Following Eric’s advice, I arranged the files in /var/log by modification time, and ‘syslog’ was the last one. So, I tail‘ed it. The result:

Apr 10 00:53:37 MyMachine kernel: [11608.690733]  [<ffffffffa08e4005>] ? ath9k_reg_rmw+0x35/0x70 [ath9k_htc]
Apr 10 00:53:37 MyMachine kernel: [11608.690742]  [<ffffffff81084f57>] ? process_one_work+0x147/0x3b0
Apr 10 00:53:37 MyMachine kernel: [11608.690750]  [<ffffffff81085764>] ? worker_thread+0x114/0x480
Apr 10 00:53:37 MyMachine kernel: [11608.690756]  [<ffffffff81556065>] ? __schedule+0x2e5/0x790
Apr 10 00:53:37 MyMachine kernel: [11608.690765]  [<ffffffff81085650>] ? create_worker+0x1c0/0x1c0
Apr 10 00:53:37 MyMachine kernel: [11608.690772]  [<ffffffff8108ae91>] ? kthread+0xc1/0xe0
Apr 10 00:53:37 MyMachine kernel: [11608.690780]  [<ffffffff8108add0>] ? kthread_create_on_node+0x1c0/0x1c0
Apr 10 00:53:37 MyMachine kernel: [11608.690788]  [<ffffffff8155a23c>] ? ret_from_fork+0x7c/0xb0
Apr 10 00:53:37 MyMachine kernel: [11608.690795]  [<ffffffff8108add0>] ? kthread_create_on_node+0x1c0/0x1c0
Apr 10 00:53:37 MyMachine kernel: [11608.690800] ---[ end trace 12dc8d8439345c1d ]

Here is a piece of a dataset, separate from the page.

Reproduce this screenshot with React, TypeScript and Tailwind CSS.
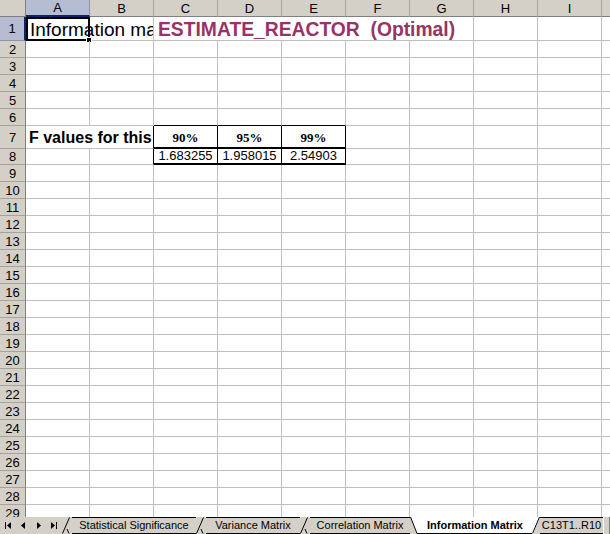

Unfortunately, it doesn’t give me much of a hint.

3 Answers

I got the problem solved already by using the instructions here.

Method 1

Add pci=noaer to your kernel command line:

  1. edit /etc/default/grub and and add pci=noaer to the line starting with GRUB_CMDLINE_LINUX_DEFAULT. It will look like this:
    GRUB_CMDLINE_LINUX_DEFAULT="quiet splash pci=noaer" 
    
  2. run
    sudo update-grub
    
  3. reboot

It reduced the log files stopped hugely growing in size.

Method 2

If it also doesn't help you can edit the same

GRUB_CMDLINE_LINUX_DEFAULT="quiet splash pci=noaer pci=nomsi" 

Reference

However, I don't know if this fixed the root cause of the error-messages...

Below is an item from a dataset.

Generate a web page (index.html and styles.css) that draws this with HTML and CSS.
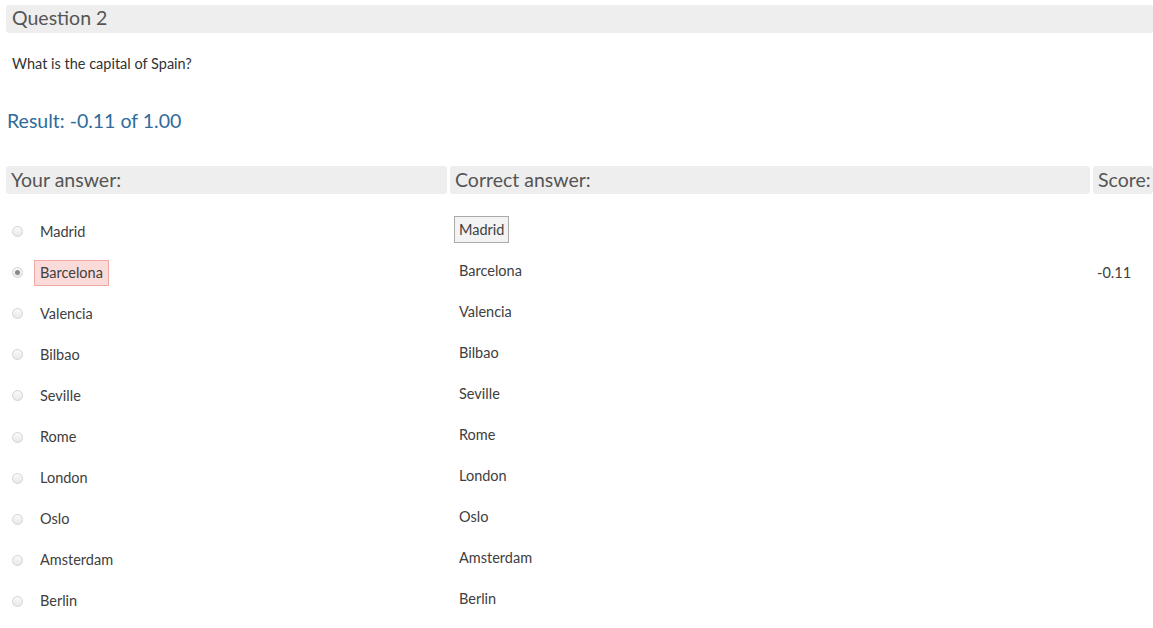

Answered by Kapil on December 12, 2021

You don't need to open the log files in an editor to see what's flooding them. Just look at the last few lines:

tail -n 999 /var/log/syslog | less

Log files from a process always contain the process ID:

Apr 10 00:00:01 harfang /USR/SBIN/CRON[345]: (root) CMD ( /usr/local/bin/midnight-stuff )
Apr 10 00:00:01 darkstar wibbled[1234]: I'm bored
Apr 10 00:00:01 darkstar wibbled[1234]: I'm still bored
Apr 10 00:00:01 darkstar wibbled[1234]: I'm bored
Apr 10 00:00:02 darkstar wibbled[1234]: I'm still bored
Apr 10 00:00:02 darkstar wibbled[1234]: I'm bored

This tells you that process 1234, which is an instance of the wibbled daemon, is producing a lot of log messages. You may want to kill it and check its configuration.

If kern.log is growing a lot, your logs aren't coming from a process but from the kernel. Flooding in the kernel logs is rarer and can be harder to pin down. It can be due to a process that's being respawned in a tight loop and is crashing immediately (perhaps due to low memory on the system). It can also be due to a buggy driver. You need to look at the messages to understand the cause.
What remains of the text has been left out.